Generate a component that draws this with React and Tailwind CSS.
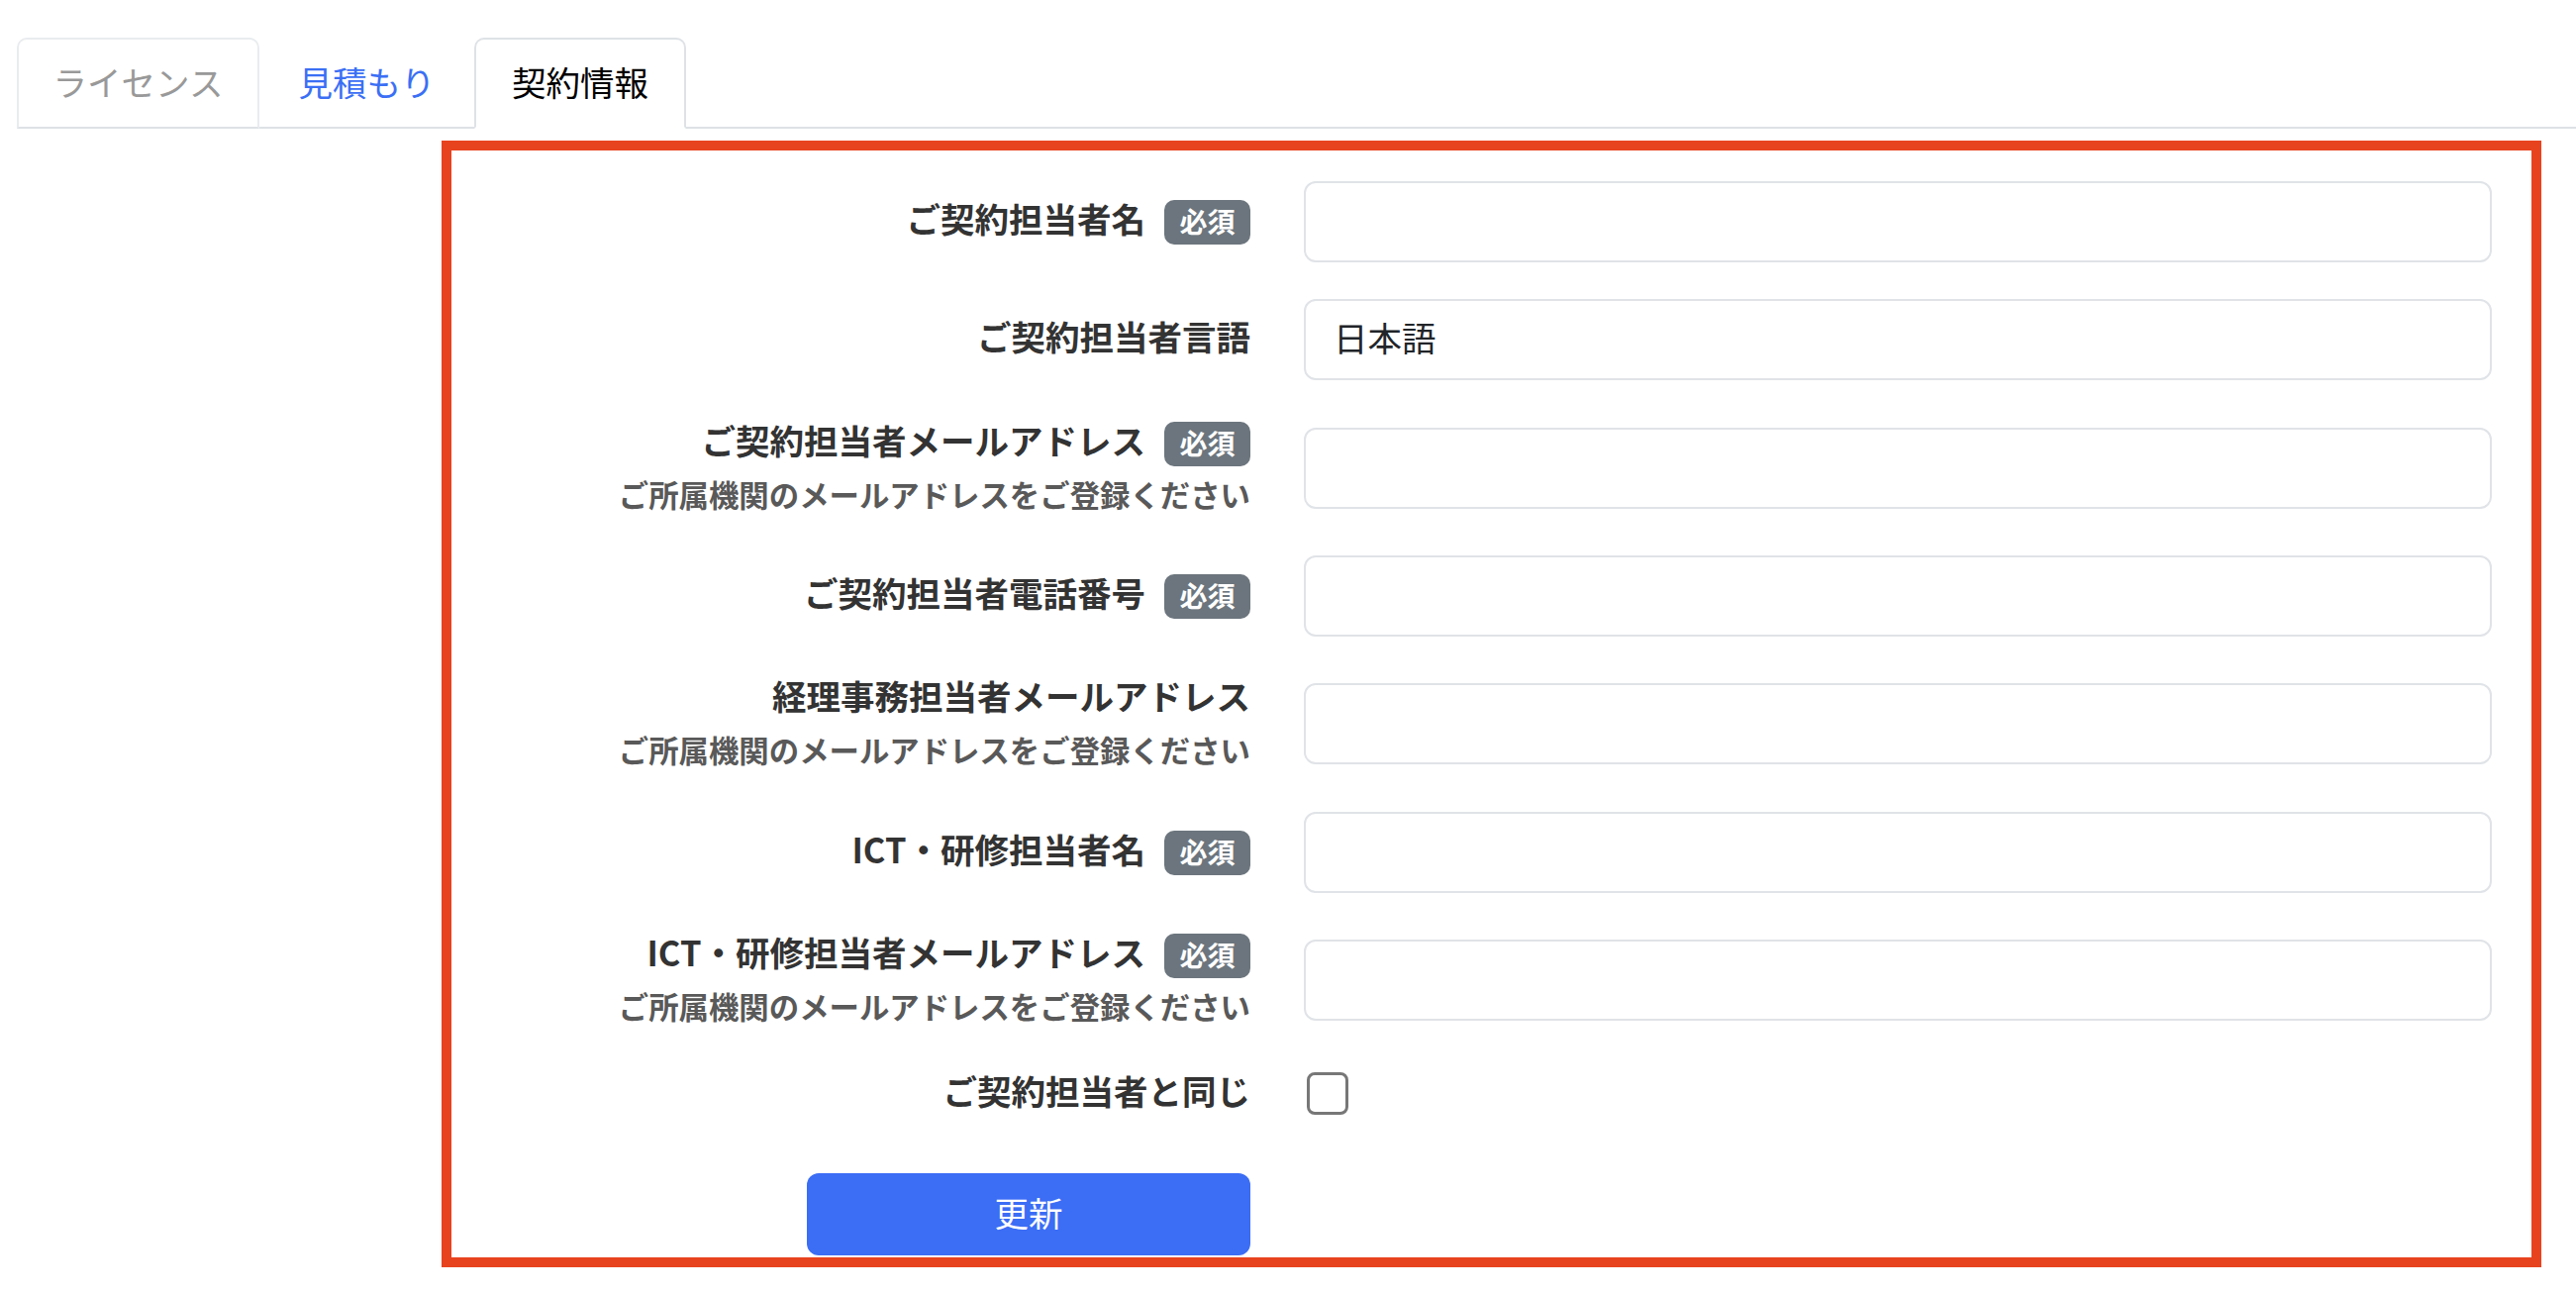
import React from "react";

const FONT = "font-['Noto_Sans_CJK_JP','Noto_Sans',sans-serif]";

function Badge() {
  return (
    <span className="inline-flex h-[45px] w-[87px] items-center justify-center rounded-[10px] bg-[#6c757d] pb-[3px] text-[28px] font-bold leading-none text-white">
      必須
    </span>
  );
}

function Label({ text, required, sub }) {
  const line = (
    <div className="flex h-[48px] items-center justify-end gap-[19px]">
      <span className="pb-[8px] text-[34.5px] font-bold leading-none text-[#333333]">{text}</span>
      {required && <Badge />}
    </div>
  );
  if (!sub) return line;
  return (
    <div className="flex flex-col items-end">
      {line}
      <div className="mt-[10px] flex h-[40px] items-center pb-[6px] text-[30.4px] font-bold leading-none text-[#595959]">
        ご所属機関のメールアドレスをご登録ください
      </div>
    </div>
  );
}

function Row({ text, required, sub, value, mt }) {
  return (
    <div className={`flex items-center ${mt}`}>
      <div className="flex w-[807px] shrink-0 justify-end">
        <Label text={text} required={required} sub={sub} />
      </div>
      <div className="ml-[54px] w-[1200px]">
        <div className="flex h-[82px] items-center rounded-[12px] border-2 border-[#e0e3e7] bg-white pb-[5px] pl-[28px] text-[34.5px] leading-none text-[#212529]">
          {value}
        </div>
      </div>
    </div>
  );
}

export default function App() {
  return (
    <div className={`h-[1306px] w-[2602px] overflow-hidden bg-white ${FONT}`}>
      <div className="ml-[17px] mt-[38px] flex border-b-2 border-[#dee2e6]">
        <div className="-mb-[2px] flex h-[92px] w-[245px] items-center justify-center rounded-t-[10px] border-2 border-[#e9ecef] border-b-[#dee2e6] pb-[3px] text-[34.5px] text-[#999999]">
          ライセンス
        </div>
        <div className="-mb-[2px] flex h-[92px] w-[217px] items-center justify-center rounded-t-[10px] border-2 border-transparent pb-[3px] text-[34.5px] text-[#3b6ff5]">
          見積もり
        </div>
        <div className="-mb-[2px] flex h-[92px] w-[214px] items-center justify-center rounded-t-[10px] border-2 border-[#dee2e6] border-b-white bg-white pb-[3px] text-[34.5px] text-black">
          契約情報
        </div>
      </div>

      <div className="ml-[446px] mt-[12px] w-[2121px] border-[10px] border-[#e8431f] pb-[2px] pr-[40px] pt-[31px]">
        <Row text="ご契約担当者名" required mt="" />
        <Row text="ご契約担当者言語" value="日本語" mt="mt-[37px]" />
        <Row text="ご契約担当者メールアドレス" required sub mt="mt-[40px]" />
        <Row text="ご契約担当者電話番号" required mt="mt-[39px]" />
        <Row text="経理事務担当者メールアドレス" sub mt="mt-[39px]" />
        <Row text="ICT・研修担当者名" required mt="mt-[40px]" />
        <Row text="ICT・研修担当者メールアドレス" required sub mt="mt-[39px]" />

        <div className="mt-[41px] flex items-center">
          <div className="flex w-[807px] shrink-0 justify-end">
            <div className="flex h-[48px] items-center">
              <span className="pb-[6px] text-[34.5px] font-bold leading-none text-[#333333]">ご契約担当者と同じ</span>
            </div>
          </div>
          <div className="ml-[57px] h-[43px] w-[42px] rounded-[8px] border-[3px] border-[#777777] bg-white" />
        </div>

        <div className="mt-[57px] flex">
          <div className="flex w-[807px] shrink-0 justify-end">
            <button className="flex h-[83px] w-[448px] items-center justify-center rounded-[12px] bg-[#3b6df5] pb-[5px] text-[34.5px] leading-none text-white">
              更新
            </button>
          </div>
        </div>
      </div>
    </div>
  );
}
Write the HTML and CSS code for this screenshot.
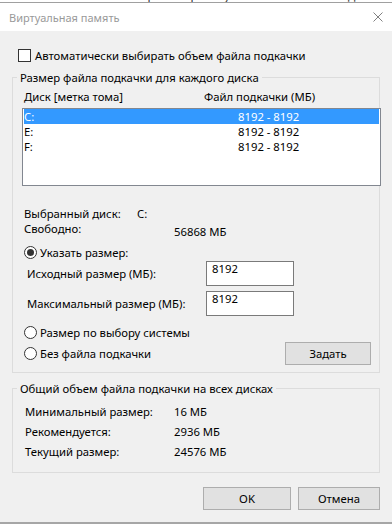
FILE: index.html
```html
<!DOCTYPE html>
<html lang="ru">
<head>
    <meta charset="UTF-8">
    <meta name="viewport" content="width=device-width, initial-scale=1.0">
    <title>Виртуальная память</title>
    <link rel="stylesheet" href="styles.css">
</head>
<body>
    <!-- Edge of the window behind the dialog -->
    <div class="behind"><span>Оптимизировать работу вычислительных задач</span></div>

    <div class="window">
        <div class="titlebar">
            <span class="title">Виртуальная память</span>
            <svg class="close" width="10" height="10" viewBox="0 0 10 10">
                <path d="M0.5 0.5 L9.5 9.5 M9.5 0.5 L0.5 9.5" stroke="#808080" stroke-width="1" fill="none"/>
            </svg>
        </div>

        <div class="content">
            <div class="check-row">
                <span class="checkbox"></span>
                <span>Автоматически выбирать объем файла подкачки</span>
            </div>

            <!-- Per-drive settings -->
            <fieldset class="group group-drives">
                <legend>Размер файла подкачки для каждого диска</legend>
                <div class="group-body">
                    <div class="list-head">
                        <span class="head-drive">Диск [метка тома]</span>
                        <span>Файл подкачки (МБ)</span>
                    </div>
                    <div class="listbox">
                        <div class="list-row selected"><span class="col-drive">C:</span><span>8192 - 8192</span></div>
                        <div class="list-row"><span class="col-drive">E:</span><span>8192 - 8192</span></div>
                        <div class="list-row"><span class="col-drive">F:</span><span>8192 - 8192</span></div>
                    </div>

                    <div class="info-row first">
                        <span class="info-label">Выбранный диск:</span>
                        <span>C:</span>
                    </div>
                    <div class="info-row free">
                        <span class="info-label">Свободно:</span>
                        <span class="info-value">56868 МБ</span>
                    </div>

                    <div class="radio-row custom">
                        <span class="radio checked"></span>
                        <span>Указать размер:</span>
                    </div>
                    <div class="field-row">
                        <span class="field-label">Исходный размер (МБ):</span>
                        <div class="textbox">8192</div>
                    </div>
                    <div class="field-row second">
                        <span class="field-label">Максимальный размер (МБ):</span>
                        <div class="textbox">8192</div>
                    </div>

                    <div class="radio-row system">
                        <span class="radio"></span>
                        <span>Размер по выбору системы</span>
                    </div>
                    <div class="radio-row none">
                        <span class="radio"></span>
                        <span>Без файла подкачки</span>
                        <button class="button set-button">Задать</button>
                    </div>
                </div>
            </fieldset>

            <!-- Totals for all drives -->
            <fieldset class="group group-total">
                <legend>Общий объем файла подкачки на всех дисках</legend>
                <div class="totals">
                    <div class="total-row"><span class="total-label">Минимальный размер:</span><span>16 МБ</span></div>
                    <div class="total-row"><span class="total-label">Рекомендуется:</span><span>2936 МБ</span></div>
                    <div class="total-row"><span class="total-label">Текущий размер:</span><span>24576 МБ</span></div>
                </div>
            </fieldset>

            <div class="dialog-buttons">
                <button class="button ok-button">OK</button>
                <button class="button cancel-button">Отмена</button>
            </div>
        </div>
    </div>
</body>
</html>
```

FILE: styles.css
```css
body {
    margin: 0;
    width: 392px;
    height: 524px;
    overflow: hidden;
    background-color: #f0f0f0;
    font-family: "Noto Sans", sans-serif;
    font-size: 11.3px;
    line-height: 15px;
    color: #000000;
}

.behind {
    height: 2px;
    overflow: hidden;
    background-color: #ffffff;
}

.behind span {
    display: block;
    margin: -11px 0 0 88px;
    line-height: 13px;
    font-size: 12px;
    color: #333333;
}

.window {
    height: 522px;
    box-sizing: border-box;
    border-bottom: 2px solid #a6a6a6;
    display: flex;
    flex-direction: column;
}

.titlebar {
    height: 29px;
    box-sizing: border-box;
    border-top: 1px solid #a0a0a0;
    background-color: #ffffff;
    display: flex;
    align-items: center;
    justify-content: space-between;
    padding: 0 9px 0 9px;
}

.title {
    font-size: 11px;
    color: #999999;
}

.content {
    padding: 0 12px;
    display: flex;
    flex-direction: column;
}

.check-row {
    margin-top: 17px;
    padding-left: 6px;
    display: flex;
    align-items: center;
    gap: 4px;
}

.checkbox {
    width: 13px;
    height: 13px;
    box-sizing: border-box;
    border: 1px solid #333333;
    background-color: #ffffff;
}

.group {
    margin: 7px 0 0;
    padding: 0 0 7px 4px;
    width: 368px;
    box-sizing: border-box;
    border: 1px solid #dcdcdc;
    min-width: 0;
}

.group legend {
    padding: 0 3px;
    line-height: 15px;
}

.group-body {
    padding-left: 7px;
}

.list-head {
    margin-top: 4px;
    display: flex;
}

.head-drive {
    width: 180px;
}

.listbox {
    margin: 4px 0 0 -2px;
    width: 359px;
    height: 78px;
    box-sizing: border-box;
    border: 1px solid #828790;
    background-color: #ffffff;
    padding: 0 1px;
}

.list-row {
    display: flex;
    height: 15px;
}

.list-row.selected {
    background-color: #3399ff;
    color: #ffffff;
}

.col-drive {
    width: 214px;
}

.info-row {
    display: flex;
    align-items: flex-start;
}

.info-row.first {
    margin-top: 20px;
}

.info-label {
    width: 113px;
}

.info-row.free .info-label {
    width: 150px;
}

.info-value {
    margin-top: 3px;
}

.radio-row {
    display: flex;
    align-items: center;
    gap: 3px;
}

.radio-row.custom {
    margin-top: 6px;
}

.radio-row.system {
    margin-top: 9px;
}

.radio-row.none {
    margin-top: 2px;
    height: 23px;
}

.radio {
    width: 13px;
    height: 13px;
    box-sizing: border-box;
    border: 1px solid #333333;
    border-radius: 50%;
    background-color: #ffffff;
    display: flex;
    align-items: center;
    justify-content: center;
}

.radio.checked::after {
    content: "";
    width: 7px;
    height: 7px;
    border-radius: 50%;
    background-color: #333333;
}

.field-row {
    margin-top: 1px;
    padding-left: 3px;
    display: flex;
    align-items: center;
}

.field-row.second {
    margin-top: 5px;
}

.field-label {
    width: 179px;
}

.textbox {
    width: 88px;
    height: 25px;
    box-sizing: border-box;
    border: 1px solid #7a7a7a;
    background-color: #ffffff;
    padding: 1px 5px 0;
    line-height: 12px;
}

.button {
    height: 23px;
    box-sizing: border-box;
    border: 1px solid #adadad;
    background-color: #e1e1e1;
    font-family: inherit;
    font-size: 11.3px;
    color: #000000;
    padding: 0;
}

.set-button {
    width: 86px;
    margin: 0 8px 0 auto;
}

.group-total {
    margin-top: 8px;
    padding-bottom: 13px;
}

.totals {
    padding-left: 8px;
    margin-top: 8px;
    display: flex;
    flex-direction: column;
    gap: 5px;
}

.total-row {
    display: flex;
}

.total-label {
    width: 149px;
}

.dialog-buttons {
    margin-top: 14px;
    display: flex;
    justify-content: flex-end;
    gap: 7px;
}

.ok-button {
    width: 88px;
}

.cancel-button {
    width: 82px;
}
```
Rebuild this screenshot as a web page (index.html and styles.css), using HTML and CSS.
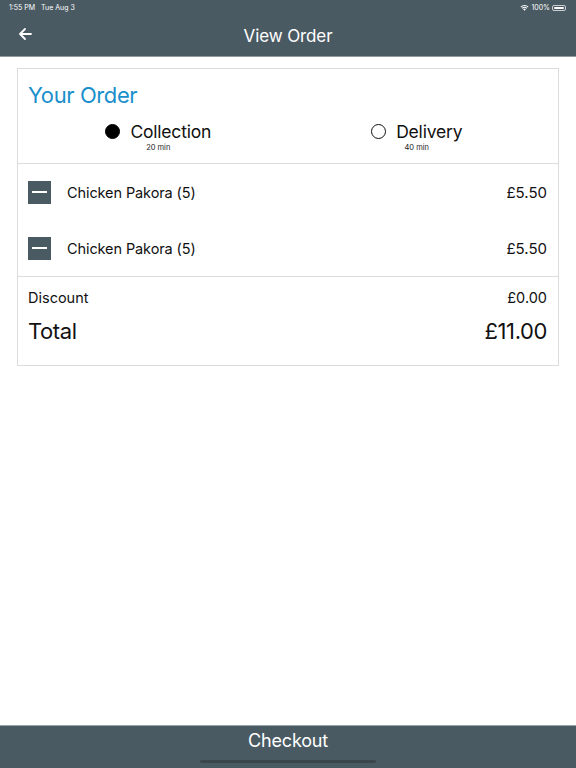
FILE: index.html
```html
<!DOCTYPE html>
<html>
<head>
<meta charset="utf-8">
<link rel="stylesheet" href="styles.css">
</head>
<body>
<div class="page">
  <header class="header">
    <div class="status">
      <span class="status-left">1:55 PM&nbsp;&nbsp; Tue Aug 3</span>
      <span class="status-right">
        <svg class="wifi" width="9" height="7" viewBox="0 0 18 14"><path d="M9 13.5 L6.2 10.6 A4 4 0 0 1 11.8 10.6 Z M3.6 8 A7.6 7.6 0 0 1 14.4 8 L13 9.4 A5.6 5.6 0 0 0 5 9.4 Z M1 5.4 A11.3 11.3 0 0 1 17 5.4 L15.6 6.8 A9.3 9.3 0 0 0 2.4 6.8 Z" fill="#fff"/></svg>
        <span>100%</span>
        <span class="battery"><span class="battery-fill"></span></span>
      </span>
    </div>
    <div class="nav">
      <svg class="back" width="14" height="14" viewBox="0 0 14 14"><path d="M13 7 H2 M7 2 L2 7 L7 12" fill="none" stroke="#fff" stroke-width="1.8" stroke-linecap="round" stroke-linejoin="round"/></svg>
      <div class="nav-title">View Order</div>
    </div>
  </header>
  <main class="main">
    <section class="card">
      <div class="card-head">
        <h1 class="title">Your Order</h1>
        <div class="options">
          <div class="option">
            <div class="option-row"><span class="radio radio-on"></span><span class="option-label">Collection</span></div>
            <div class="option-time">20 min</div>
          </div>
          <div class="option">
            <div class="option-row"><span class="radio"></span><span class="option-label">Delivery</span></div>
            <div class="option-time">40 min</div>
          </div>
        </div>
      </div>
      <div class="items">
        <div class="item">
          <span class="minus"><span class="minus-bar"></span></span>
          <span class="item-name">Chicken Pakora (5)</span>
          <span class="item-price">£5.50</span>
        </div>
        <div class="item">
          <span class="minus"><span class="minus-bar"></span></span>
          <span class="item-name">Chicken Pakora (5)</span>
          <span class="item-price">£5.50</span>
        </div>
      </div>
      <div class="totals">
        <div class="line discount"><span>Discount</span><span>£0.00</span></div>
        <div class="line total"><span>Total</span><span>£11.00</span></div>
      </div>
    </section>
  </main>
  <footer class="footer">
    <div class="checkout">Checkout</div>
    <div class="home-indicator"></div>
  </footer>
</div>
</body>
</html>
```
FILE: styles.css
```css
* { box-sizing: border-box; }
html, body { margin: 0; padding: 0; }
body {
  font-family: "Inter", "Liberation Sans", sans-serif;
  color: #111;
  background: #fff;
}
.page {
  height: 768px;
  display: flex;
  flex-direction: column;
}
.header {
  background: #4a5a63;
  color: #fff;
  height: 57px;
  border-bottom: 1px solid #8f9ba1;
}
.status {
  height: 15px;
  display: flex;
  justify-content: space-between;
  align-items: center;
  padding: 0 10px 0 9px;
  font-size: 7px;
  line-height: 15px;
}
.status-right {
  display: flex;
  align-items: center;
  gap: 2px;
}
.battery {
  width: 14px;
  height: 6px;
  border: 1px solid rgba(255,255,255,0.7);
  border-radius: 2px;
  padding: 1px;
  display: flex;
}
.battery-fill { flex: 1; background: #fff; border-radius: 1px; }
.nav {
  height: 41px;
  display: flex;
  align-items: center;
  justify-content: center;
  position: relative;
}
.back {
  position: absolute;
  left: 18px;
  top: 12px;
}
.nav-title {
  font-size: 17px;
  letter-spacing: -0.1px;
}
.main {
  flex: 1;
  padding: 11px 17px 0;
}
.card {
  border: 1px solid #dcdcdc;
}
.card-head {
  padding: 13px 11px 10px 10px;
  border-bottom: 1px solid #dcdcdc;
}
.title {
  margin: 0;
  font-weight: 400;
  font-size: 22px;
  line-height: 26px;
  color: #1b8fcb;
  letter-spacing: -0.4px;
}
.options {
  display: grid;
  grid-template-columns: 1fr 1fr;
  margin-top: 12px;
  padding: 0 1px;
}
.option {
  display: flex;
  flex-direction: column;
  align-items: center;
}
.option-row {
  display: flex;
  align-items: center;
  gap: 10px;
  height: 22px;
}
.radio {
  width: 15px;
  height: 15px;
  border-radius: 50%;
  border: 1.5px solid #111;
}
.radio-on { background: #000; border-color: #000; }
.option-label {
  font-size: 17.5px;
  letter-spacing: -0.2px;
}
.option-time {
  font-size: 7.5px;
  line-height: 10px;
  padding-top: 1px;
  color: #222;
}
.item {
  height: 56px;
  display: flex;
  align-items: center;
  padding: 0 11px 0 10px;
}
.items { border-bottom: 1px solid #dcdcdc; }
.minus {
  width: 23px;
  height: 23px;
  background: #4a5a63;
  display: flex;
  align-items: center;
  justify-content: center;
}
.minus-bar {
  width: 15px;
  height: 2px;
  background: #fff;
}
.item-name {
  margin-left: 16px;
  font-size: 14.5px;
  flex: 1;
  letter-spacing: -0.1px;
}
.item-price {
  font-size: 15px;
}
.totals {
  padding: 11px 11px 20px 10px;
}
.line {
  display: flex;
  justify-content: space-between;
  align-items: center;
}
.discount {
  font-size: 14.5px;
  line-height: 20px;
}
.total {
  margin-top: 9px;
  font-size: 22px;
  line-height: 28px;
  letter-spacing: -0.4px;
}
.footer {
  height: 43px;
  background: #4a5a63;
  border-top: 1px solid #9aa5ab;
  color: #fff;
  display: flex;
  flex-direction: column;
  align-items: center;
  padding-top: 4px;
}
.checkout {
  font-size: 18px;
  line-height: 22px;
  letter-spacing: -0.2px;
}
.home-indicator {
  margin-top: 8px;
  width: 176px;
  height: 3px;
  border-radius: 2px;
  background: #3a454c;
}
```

=-=-=

● **PROBLEM DETAILS**: Using the listing above, show each line holding the string "styles".

● **SOLVED EXERCISE**:
    <link rel="stylesheet" href="styles.css">
FILE: styles.css
Rebuild this screenshot as a web page (index.html and styles.css), using HTML and CSS.
<link rel="stylesheet" href="styles.css">
FILE: styles.css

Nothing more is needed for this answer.